As the Internet fired off rumors about disgraced former CIA director David Petraeus's mystery woman, Paula Broadwell, media outlets started speculating that writer Chuck Klosterman may have advised Broadwell's husband on how to handle the affair in The Ethicist column in the New York Times Magazine.
Alas, it was not to be; the New York Times investigated the origin of the letter, which turned out not to be from Broadwell's husband. Though media outlets have since updated their stories to reflect the non-story status, today Chuck Klosterman shared his version of the "non-event" with Grantland:
I'm not sure what I should write about the previous 72 hours of my life, or even if I should write anything at all. Technically, nothing happened. But I've been asked to "explain" how and why a certain non-event occurred, and I will try my best to do so. If you already know what I'm referring to, you will likely be disappointed by the banality of the forthcoming details.
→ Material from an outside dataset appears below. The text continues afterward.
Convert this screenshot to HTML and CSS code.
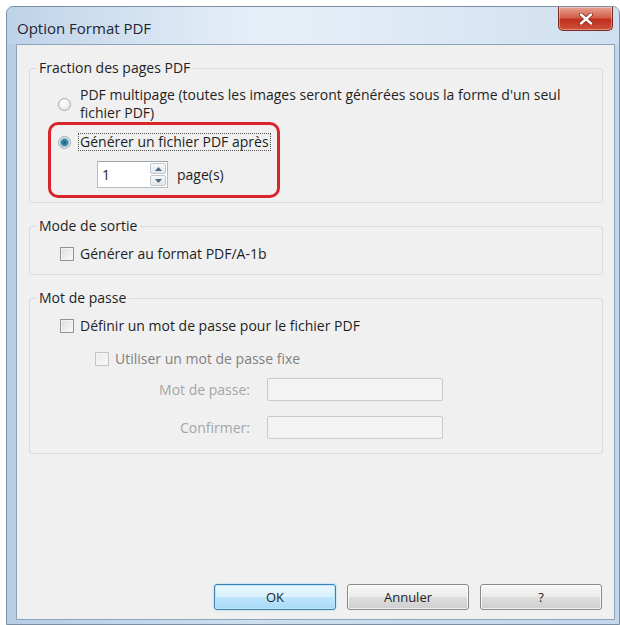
FILE: index.html
```html
<!DOCTYPE html>
<html lang="fr">

<head>
  <meta charset="UTF-8">
  <meta name="viewport" content="width=device-width, initial-scale=1.0">
  <title>Option Format PDF</title>
  <link rel="stylesheet" href="styles.css">
</head>

<body>
  <div class="window">
    <div class="titlebar">
      <span class="title">Option Format PDF</span>
      <button class="close" title="Fermer">
        <svg width="14" height="12" viewBox="0 0 14 12">
          <path d="M2 1.5 L12 10.5 M12 1.5 L2 10.5" stroke="#7a2a22" stroke-width="4" stroke-linecap="round" />
          <path d="M2 1.5 L12 10.5 M12 1.5 L2 10.5" stroke="#fff" stroke-width="2.4" stroke-linecap="round" />
        </svg>
      </button>
    </div>

    <div class="client">
      <fieldset class="group">
        <legend>Fraction des pages PDF</legend>
        <div class="group-body fraction">
          <label class="opt opt-multi">
            <span class="radio"></span>
            <span class="multi-text">
              <span class="line">PDF multipage (toutes les images seront générées sous la forme d'un seul</span>
              <span class="line">fichier PDF)</span>
            </span>
          </label>
          <div class="highlight">
            <label class="opt">
              <span class="radio checked"></span>
              <span class="focus">Générer un fichier PDF après</span>
            </label>
            <div class="spin-row">
              <div class="spin">
                <span class="spin-value">1</span>
                <div class="spin-btns">
                  <span class="spin-btn"><svg width="7" height="4" viewBox="0 0 7 4"><path d="M0 4 L3.5 0 L7 4Z" fill="#4d6a85" /></svg></span>
                  <span class="spin-btn"><svg width="7" height="4" viewBox="0 0 7 4"><path d="M0 0 L3.5 4 L7 0Z" fill="#4d6a85" /></svg></span>
                </div>
              </div>
              <span>page(s)</span>
            </div>
          </div>
        </div>
      </fieldset>

      <fieldset class="group">
        <legend>Mode de sortie</legend>
        <div class="group-body output">
          <label class="opt">
            <span class="check"></span>
            <span>Générer au format PDF/A-1b</span>
          </label>
        </div>
      </fieldset>

      <fieldset class="group">
        <legend>Mot de passe</legend>
        <div class="group-body password">
          <label class="opt">
            <span class="check"></span>
            <span>Définir un mot de passe pour le fichier PDF</span>
          </label>
          <label class="opt opt-sub disabled">
            <span class="check"></span>
            <span>Utiliser un mot de passe fixe</span>
          </label>
          <div class="field-row first">
            <span class="field-label">Mot de passe:</span>
            <span class="field"></span>
          </div>
          <div class="field-row">
            <span class="field-label">Confirmer:</span>
            <span class="field"></span>
          </div>
        </div>
      </fieldset>

      <div class="buttons">
        <button class="btn default">OK</button>
        <button class="btn">Annuler</button>
        <button class="btn">?</button>
      </div>
    </div>
  </div>
</body>

</html>
```

FILE: styles.css
```css
* {
  margin: 0;
  padding: 0;
  box-sizing: border-box;
}

body {
  font-family: 'Open Sans', 'Noto Sans', sans-serif;
  font-size: 14px;
  color: #1f1f1f;
  background: #fff;
  overflow: hidden;
}

/* window frame */
.window {
  margin: 6px 0 0 6px;
  width: 614px;
  height: 619px;
  padding: 0 4px 4px 9px;
  border: 1px solid #7b8ea4;
  border-radius: 7px 7px 0 0;
  background: linear-gradient(90deg, #b6cde6 0%, #cddff0 40%, #c3d7ec 100%);
  display: flex;
  flex-direction: column;
}

.titlebar {
  height: 37px;
  display: flex;
  justify-content: space-between;
  align-items: flex-start;
  background: linear-gradient(90deg, rgba(255, 255, 255, 0.1), rgba(255, 255, 255, 0.5) 45%, rgba(255, 255, 255, 0.2));
  margin: 0 -4px 0 -9px;
  padding: 0 6px 0 10px;
}

.title {
  margin-top: 11px;
  font-size: 15px;
  line-height: 20px;
  color: #1e2530;
}

.close {
  width: 55px;
  height: 24px;
  border: 1px solid #7d2b22;
  border-top: none;
  border-radius: 0 0 5px 5px;
  background: linear-gradient(#e9a394 0%, #d4604b 45%, #bf2f1c 55%, #d0533b 100%);
  display: flex;
  align-items: center;
  justify-content: center;
  box-shadow: inset 0 0 0 1px rgba(255, 255, 255, 0.35);
}

.client {
  flex: 1;
  border: 1px solid #8ea3ba;
  background: #f0f0f0;
  display: flex;
  flex-direction: column;
  padding-bottom: 9px;
}

/* group boxes */
.group {
  margin: 14px 11px 0 12px;
  border: 1px solid #d5dbe0;
  border-radius: 3px;
}

.group legend {
  margin-left: 6px;
  padding: 0 3px;
  line-height: 18px;
}

.group-body {
  padding: 10px 10px 11px 30px;
}

.group-body.fraction {
  padding: 9px 10px 4px 18px;
}

.group-body.password {
  padding-bottom: 14px;
}

.opt {
  display: flex;
  align-items: center;
  height: 18px;
  line-height: 18px;
}

.opt-multi {
  height: 36px;
  margin-left: 10px;
}

.multi-text {
  display: flex;
  flex-direction: column;
  line-height: 18px;
}

.opt-sub {
  margin-top: 15px;
  margin-left: 35px;
}

.disabled {
  color: #808080;
}

/* radio buttons and check boxes */
.radio {
  flex: none;
  width: 13px;
  height: 13px;
  margin-right: 9px;
  border: 1px solid #a4a9ad;
  border-radius: 50%;
  background: radial-gradient(circle at 40% 35%, #fff, #e1e3e6);
}

.radio.checked {
  margin-right: 7px;
  background: radial-gradient(circle, #1c5a77 0, #3d8aa8 3px, #7fb8cf 4px, #e4e8eb 5px);
}

.check {
  flex: none;
  width: 14px;
  height: 14px;
  margin-right: 6px;
  border: 1px solid #8f9296;
  background: linear-gradient(135deg, #dcdcdc, #fbfbfb);
  box-shadow: inset 0 0 0 1px #f4f4f4;
}

.disabled .check {
  border-color: #c3c5c8;
  background: linear-gradient(135deg, #eaeaea, #fafafa);
}

.focus {
  padding: 0 1px;
  border: 1px dotted #555;
  line-height: 16px;
}

/* red annotation around the page-split option */
.highlight {
  width: 232px;
  margin-top: 0;
  padding: 8px 0 7px 7px;
  border: 3px solid #d8252b;
  border-radius: 10px;
}

.spin-row {
  display: flex;
  align-items: center;
  margin: 10px 0 0 39px;
}

.spin {
  display: flex;
  width: 71px;
  height: 27px;
  margin-right: 9px;
  border: 1px solid #b6bcc4;
  border-top-color: #9aa2ac;
  background: #fff;
}

.spin-value {
  flex: 1;
  padding: 3px 0 0 4px;
}

.spin-btns {
  width: 18px;
  display: flex;
  flex-direction: column;
  gap: 1px;
  padding: 1px;
}

.spin-btn {
  flex: 1;
  display: flex;
  align-items: center;
  justify-content: center;
  border: 1px solid #c2c8cf;
  border-radius: 2px;
  background: linear-gradient(#f7f8f9, #e2e6ea);
}

/* password fields */
.field-row {
  display: flex;
  align-items: center;
  margin-top: 15px;
  color: #a6a6a6;
}

.field-row.first {
  margin-top: 10px;
}

.field-label {
  width: 190px;
  text-align: right;
  margin-right: 17px;
}

.field {
  width: 176px;
  height: 23px;
  border: 1px solid #c8cacc;
  border-radius: 2px;
  background: #f3f3f3;
}

/* dialog buttons */
.buttons {
  margin-top: auto;
  display: flex;
  justify-content: flex-end;
  gap: 11px;
  padding-right: 12px;
}

.btn {
  width: 122px;
  height: 26px;
  font-family: inherit;
  font-size: 13px;
  color: #222;
  border: 1px solid #8a8a8a;
  border-radius: 3px;
  background: linear-gradient(#f6f6f6 0%, #ebebeb 50%, #dddddd 51%, #cfcfcf 100%);
  box-shadow: inset 0 0 0 1px rgba(255, 255, 255, 0.7);
}

.btn.default {
  border-color: #3c7fb1;
  background: linear-gradient(#eaf6fd 0%, #d9f0fc 50%, #bee6fd 51%, #a7d9f5 100%);
  box-shadow: inset 0 0 0 1px #bde8fa, 0 0 2px #7fd2f2;
}
```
If you have no idea what I'm referring to, I will now attempt to explain what a bunch of other people desperately wanted to believe, mostly for their own amusement. It's a good story (not a great one, but a good one).
Klosterman added, "In fairness, it should be noted that — technically — the connection between the letter and Petraeus was always framed as a rumor. Nobody claimed to have proof of anything. The only problem is that rumors are now reported with the same tone and structure as hard news, and modern readers (no matter what they claim) have been trained to consume gossip and fact in the exact same way."